Recently, a reader shared one of our articles on social media and commented on our proclivity for featuring “great homegrown stories.” Oh, if she only knew how much we appreciate that description.
In fact, the phrase “100% homegrown” is regularly a part of our marketing. That’s because everything about Out & About is locally sourced — from the stories we tell to the writers, photographers and designers who tell them.
It’s a decades-old recipe readers have found appetizing to this point. And as Out & About embarks on a new year with you for the 34th time, we hope you haven’t grown tired of the menu.
There are many more “great homegrown stories” to tell.
Those stories won’t always be about the hometown product who made the big time, like our recent profiles of Jamila Mustafa, Keith Powell, Donte DiVincenzo or Sudi Green. Or the local venture that is now a national sensation like Dogfish Head beer.

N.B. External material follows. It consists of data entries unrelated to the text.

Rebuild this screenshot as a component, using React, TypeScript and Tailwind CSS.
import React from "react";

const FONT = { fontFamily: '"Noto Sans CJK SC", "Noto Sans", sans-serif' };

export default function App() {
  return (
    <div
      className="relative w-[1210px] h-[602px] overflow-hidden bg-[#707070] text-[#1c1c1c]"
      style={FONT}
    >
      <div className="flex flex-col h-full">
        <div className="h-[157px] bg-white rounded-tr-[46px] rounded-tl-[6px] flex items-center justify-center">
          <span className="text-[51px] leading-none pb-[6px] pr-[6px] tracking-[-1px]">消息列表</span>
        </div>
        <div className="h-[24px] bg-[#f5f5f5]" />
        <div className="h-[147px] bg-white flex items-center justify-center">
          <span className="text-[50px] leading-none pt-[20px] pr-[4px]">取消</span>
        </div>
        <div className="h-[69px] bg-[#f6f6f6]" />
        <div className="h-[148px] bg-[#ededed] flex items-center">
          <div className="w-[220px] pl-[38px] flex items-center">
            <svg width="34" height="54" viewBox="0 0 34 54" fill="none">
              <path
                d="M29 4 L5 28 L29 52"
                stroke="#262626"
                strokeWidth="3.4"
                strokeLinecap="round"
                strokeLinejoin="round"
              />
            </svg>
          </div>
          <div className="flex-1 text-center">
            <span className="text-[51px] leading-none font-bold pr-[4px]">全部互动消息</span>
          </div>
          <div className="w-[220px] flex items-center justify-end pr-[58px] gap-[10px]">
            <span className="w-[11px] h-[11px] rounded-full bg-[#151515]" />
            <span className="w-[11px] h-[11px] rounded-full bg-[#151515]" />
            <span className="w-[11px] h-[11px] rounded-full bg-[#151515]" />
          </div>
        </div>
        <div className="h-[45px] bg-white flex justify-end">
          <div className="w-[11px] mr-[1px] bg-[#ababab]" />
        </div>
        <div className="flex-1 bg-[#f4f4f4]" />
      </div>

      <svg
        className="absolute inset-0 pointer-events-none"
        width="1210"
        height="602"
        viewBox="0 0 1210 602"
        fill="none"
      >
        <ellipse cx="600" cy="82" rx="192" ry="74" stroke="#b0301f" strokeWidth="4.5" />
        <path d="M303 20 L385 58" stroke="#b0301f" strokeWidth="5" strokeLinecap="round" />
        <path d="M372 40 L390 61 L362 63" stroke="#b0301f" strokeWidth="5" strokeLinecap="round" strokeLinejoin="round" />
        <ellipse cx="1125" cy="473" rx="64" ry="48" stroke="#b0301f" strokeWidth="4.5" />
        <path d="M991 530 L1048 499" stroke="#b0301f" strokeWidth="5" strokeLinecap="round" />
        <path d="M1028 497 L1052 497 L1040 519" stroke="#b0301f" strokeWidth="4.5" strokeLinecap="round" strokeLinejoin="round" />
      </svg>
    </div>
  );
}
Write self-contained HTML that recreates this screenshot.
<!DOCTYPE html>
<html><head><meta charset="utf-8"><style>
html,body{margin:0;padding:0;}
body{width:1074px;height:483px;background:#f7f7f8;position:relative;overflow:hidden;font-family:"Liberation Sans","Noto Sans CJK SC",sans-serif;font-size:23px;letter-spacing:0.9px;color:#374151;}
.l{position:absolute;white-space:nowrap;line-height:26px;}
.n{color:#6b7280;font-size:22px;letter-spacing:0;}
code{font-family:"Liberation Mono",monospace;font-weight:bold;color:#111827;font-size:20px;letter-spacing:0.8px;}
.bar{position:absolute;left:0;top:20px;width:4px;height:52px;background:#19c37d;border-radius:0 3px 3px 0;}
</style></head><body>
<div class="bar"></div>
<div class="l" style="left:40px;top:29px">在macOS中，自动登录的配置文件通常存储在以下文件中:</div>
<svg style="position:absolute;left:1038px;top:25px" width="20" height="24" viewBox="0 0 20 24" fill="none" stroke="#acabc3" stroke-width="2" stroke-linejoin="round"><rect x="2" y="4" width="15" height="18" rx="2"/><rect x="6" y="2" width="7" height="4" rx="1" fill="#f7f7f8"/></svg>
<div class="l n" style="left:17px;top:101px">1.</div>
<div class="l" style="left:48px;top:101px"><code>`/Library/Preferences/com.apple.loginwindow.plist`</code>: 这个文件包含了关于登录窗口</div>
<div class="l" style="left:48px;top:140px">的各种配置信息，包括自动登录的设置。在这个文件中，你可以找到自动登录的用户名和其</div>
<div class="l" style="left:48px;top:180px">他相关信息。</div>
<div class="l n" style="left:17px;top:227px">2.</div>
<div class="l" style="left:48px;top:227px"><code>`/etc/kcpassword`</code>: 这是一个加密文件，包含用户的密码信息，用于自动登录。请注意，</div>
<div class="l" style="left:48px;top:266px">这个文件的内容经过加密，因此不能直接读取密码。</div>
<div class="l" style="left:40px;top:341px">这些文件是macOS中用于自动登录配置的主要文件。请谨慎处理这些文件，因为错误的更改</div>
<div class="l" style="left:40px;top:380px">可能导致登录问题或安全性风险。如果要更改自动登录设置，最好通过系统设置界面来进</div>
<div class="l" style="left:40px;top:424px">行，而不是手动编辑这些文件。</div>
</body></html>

Such stories are always worth telling; however, they are often the stories most told. What about the local musician who didn’t earn a Grammy, but has been packing local venues for years? Or the area sub shop that didn’t spin into a franchise, but is the first stop for your out-of-town guests when they come to visit? Or the standout athlete who didn’t turn pro, but turned to youth coaching and now has mentored hundreds?
The line between stardom and very good is razor thin and luck is always part of the equation. Any highly successful person — if they answer honestly — will confess as much. Timing is talent’s greatest ally.
Back in my sportswriting days, I once covered a swimmer who missed making the Olympic team by one one-hundredth of a second. The lane he was swimming in could have explained such a blink-of-the-eye difference — yet it was the determining factor in his staying home rather than competing for an Olympic medal.
Is his a story worth telling? You bet your Out & About.
Just this year, we had the privilege of telling a host of stories that give our community its distinctive personality. Stories such as our profiles of veteran restaurateur Joe Van Horn, wine merchant Linda Collier, community activist Dave Tiberi, creative catalysts Asiata Beeks and Sara Crawford, music instructor Darnell Miller, meat market extraordinaire Bachetti Brothers, vinyl treasure Squeezebox Records, fried chicken hot spot Walt’s Flavor Crisp…
Then there were our spotlights on local treasures such as Reed’s Refuge, Delaware Art Museum, Arden Gild Hall, Historic New Castle, Yorklyn and The Playhouse on Rodney Square.
Individually, these people, places and things are each a great source of community pride. Collectively, they tell a compelling story — one unique to us.
If you do the math — approximately 10 stories per month x 12 months x 34 years — Out & About has told more than 4,080 homegrown stories during our three-decades-plus run. And that is not including blurbs and briefs; I’m only counting full-length features.
Each one is a reason to be proud of the place we call home. If you, too, find these homegrown stories “great,” that’s even better.